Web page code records
____________________
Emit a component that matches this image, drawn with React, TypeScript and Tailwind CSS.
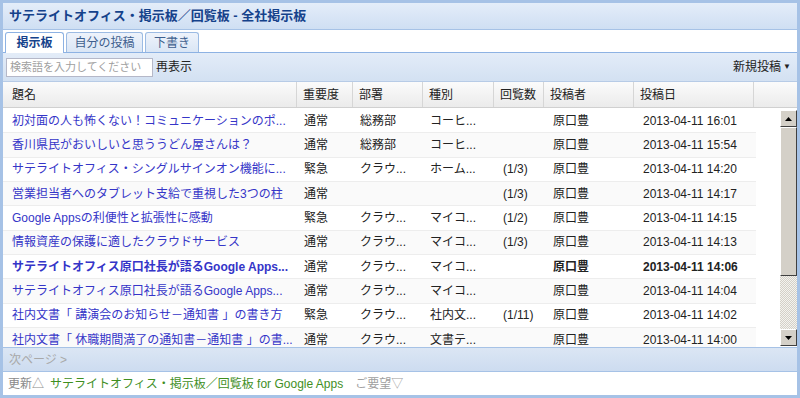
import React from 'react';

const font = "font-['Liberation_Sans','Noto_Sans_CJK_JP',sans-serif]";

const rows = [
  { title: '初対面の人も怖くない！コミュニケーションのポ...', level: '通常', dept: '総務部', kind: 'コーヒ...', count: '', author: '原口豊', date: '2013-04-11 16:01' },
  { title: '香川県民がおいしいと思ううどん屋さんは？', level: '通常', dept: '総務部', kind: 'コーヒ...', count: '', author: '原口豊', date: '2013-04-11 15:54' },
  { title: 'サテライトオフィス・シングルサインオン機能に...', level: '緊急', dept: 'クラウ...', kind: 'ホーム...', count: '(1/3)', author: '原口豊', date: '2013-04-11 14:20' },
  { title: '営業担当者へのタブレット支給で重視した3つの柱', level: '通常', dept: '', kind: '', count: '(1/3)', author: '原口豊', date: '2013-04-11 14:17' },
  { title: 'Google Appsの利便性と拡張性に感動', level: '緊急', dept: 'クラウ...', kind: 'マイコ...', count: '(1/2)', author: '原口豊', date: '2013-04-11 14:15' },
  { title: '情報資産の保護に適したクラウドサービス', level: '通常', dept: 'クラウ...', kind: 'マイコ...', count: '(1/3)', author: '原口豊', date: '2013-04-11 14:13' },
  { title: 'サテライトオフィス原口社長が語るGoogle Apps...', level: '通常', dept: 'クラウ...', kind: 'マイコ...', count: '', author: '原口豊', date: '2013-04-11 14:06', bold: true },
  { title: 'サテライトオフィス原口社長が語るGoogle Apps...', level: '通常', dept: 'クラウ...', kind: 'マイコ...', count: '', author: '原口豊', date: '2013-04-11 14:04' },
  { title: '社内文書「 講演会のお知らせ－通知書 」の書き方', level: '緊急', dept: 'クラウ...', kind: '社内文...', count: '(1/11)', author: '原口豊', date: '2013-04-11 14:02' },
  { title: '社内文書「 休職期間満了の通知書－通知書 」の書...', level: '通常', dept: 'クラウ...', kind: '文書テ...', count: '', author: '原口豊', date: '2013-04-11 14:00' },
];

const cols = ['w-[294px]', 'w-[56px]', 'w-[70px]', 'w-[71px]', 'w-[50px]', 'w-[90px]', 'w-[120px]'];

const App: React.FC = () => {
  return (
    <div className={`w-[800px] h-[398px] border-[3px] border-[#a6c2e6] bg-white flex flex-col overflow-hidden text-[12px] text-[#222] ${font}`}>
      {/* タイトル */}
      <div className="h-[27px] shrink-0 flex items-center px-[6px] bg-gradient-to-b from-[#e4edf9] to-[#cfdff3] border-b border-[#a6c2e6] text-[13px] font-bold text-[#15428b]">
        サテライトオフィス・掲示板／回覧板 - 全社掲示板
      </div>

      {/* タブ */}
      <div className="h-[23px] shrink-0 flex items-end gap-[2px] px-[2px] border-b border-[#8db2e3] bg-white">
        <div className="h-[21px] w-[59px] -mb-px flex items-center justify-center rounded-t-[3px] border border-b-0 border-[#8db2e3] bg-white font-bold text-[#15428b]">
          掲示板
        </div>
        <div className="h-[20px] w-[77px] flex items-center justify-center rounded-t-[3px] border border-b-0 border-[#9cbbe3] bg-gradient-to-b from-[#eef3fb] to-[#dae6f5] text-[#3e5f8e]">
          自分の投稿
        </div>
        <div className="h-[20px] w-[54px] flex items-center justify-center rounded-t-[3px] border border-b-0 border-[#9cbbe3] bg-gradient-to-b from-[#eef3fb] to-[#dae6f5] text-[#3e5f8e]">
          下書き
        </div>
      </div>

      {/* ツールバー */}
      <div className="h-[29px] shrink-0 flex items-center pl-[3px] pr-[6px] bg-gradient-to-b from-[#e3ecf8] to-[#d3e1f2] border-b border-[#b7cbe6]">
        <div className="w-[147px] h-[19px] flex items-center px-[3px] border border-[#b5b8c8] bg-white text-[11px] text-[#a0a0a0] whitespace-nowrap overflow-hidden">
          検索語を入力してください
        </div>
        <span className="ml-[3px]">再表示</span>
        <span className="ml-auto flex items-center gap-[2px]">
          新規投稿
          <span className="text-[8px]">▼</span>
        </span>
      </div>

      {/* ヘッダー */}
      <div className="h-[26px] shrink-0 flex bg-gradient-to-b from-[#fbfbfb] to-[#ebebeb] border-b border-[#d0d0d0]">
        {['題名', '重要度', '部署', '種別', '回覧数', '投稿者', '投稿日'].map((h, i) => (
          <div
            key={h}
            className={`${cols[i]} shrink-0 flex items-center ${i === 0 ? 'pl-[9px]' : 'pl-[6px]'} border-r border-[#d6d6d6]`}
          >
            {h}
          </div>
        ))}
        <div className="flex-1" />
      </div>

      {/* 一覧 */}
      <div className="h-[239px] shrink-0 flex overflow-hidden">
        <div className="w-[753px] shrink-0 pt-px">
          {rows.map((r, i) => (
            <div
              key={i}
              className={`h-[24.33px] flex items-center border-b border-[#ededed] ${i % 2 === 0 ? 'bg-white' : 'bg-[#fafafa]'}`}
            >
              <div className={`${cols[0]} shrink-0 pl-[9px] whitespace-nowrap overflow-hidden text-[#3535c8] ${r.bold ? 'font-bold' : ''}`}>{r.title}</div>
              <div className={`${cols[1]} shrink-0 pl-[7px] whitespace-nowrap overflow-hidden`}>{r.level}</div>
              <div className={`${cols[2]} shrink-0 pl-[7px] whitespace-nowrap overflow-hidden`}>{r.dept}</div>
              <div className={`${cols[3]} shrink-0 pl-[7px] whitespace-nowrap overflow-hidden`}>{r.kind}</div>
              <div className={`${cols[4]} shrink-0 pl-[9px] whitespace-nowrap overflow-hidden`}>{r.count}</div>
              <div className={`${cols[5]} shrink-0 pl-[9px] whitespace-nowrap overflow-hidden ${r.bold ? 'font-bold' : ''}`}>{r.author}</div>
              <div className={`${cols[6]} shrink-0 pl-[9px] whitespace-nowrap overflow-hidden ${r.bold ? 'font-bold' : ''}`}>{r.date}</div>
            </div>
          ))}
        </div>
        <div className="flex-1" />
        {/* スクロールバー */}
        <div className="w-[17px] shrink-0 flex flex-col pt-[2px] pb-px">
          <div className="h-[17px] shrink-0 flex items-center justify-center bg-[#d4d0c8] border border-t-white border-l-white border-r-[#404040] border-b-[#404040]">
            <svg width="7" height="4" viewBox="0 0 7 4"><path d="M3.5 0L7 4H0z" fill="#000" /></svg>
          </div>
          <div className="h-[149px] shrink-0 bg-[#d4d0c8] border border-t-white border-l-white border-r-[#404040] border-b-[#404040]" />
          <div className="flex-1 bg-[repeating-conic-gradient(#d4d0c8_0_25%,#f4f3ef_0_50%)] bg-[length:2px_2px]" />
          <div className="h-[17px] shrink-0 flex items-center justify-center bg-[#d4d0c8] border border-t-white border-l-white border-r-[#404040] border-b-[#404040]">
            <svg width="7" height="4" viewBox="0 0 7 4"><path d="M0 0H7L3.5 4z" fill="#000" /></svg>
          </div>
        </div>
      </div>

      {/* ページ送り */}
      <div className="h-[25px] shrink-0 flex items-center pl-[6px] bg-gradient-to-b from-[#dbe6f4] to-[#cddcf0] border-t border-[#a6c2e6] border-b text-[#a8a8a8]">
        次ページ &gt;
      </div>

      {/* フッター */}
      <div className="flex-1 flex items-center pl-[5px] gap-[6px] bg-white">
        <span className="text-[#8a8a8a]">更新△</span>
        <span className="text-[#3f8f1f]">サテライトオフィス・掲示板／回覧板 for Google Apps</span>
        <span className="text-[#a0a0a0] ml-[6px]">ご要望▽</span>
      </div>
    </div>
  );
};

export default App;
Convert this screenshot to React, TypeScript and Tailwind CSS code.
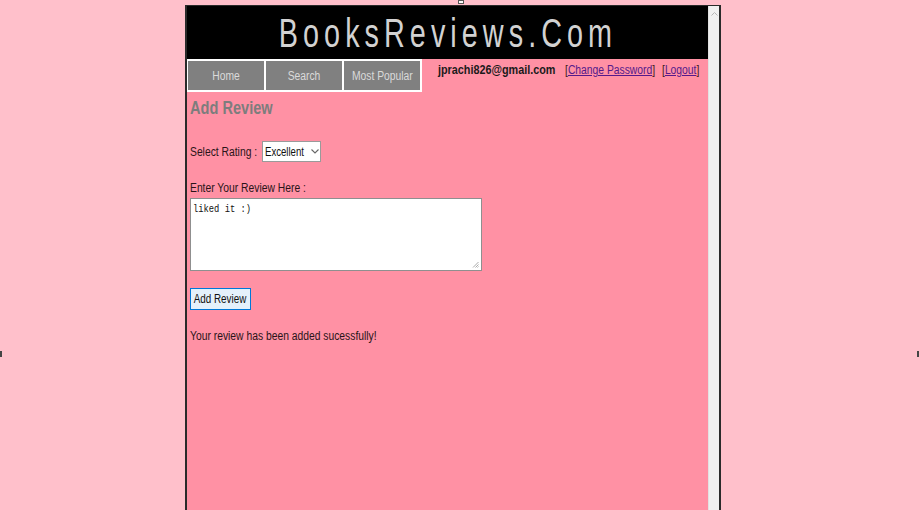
____________________
## Instructions for the task
Make a copy of each line that contains the string "React".

## Answer in full
Emit a component that matches this image, drawn with React, TypeScript and Tailwind CSS.
import React from 'react';
const App: React.FC = () => {
Convert this screenshot to React, TypeScript and Tailwind CSS code.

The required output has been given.